The appellant also contends that the judge failed to assess, properly or at all, what is termed the respondent’s “selective presentation of information”, and the appellant refers to a failure to call Miss Olujudu, a failure to be frank in relation to matters relating to her partner and, in particular, his links with the property in Kent, and her failure to produce a copy of the tenancy agreement for the property in Kent. It seems to me that the burden of proof lay with the appellant. I have already made clear that the judge accepted that he would treat the evidence of the respondent with great caution and he noted that she was prepared to lie to assist her case. It was not the position that the evidence in relation to the partners’ use of the property went to the question of sub- letting of the Hoyland Close property and in relation to Miss Olujudu, there had been conversations between the appellant and Miss Olujudu on which they relied, and it was not disputed that she was occupying the property. I find no error on the part of the judge in his assessment of the evidence which was placed before him.

39

It is further alleged that there was an error in the reliance upon the written testimony of what is described as an individual who had allegedly resided in Kent, and it is submitted that the judge should have placed no weight upon such evidence in circumstances where it was accepted that the alleged individual had been deported as an overstayer for immigration purposes. The significance of this evidence is that it went to the question of payments and, as I referred, the judge found that notwithstanding the defendant’s explanation on this point, the judge found that Miss Olujudu had paid the respondent for occupying the property. Further, he said, at para.42, that he placed very little weight on the evidence of this particular individual. It seems to me, therefore, that no error has been made out in this regard.

40

Finally, the sixth ground is that the judge was misled by the respondent in that she stated in her evidence that the Gumtree adverts in 2012 were removed from the website within a few minutes of being placed, whereas the further evidence now before the court is that these adverts were not removed for several days, and that this amounted to a serious ir regularity in the proceedings at first instance. For the appellant, it is submitted that the judge’s acceptance that the advert had been removed within a few minutes would have had an important influence on the case, in that it was a matter which was central to the issue of sub- letting.
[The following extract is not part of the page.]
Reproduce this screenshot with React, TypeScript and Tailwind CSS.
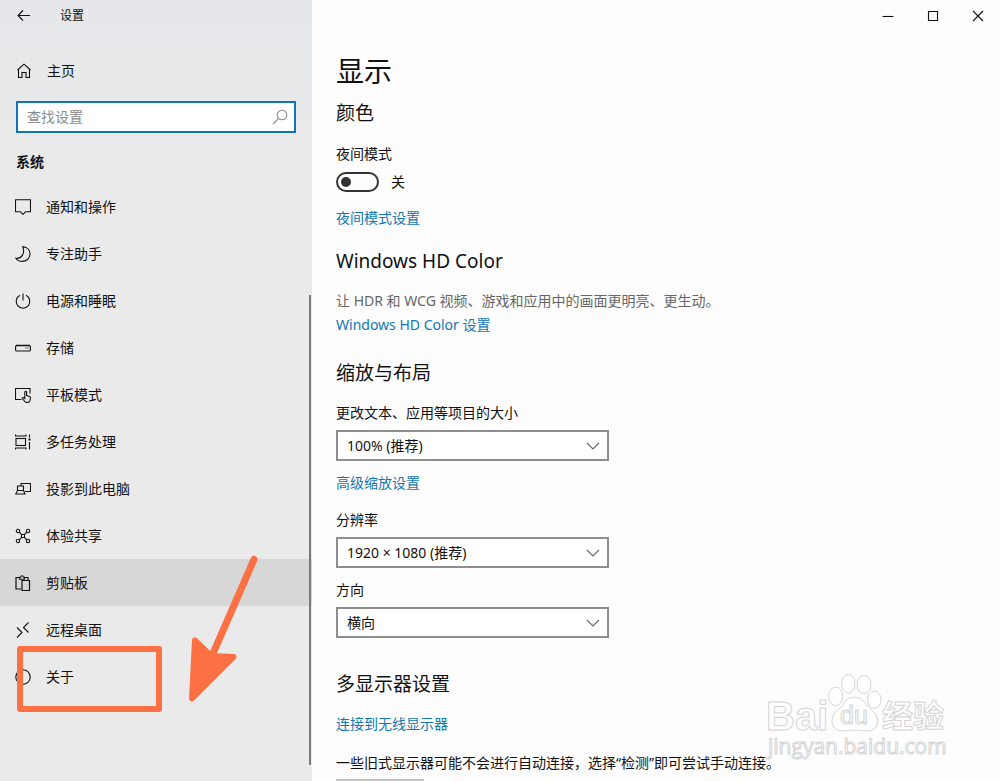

It was submitted that this was information which could not have been obtained with reasonable diligence for use at trial and it is submitted that it is not in accordance with the overriding objective and the principles of justice and fairness, therefore, for the decision at first instance to stand.

41

For the claimant, it was submitted today that the advert on Gumtree shows that the property was available to let in 2012 and that the respondent lied on this matter. Counsel then sought to expand this submission and submitted that a retrial might show that there was in fact other sub- letting in 2012. Counsel for the respondent accepted that the answer given by the respondent in relation to the advert in 2012 was incorrect, however, he refers me to the principles in Ladd v Marshall [1954] EWCA Civ 1, which are set out at para.22 of the judgment in Saluja v Gill [2002] EWHC 1435 (Ch):

“The test in Ladd v Marshall is well known; before new evidence will be allowed to be adduced on an appeal, three conditions ‘must’ be fulfilled namely: (i) it must be shown that the evidence could not have been obtained with reasonable diligence for use at the trial, (ii) it must be such that, if given, it would probably have an important influence on the result of the case, though it need not be decisive and (iii) it must be such as is presumably to be believed, or in other words, it must be apparently credible.”

42

For the respondent, it was submitted that this evidence was evidence which could have been obtained prior to the trial itself, that the appellant was already in correspondence with Gumtree in 2015 and, therefore, it cannot be said that it was unnecessary and disproportionate to obtain information about when the advert was taken down prior to trial. Counsel further submitted that if this is in fact serious, it is a matter which should have been investigated, but, in fact, in his view and submission, he said it is not a matter which has any relevance, given that the central issue before the judge was the sub-letting in 2013 when Miss Olujudu was allowed to live there.

43

It seems to me that an advertisement seeking to let the property in 2012 does not establish that it was in fact let and it is taking the matter of the sub-letting well beyond the parameters so far investigated to suggest that there may have been other sub- letting in 2012. As discussed, the judge had already assessed the overall credibility of the respondent. He had found that she was prepared to lie and treated her evidence with caution. I do not accept that this issue is such that it would have an important influence on the result of the trial, given that he was already treating her evidence with caution and on the basis that she was prepared to lie. As far as the sub- letting is concerned, again, I am not persuaded that the advert in 2012 was central to the issues that were before the court which focused on the occupation by Miss Olujudu.

44

I was referred by counsel for the appellant to the case of Space Air Conditioning Plc v Guy & Anor. [2012] EWCA Civ 1664. That case concerned an admitted but uncorrected error in a handed down judgment and I fail to see its relevance in the present context.

45

It was submitted for the appellant that it would be in accordance with the overriding objective to order a retrial. It seems to me that I am being asked to order a retrial in order to allow the appellant to have two bites at the cherry, to investigate something which could have been investigated prior to trial and possibly to seek to establish sub- letting to another person now that the attempt to establish a sub-letting to Miss Olujudu has failed.

46

The court has to strike a fair balance between the need for concluded litigation to be determinative of disputes and the desirability that the judicial process should achieve the right result. In my view, I am not persuaded that this issue would have an important influence on the result of the trial such that a retrial can be said to be the just result. The appellant has failed to show that the decision of His Honour Judge Mitchell was in any way wrong or procedurally unfair and, accordingly, this appeal is dismissed.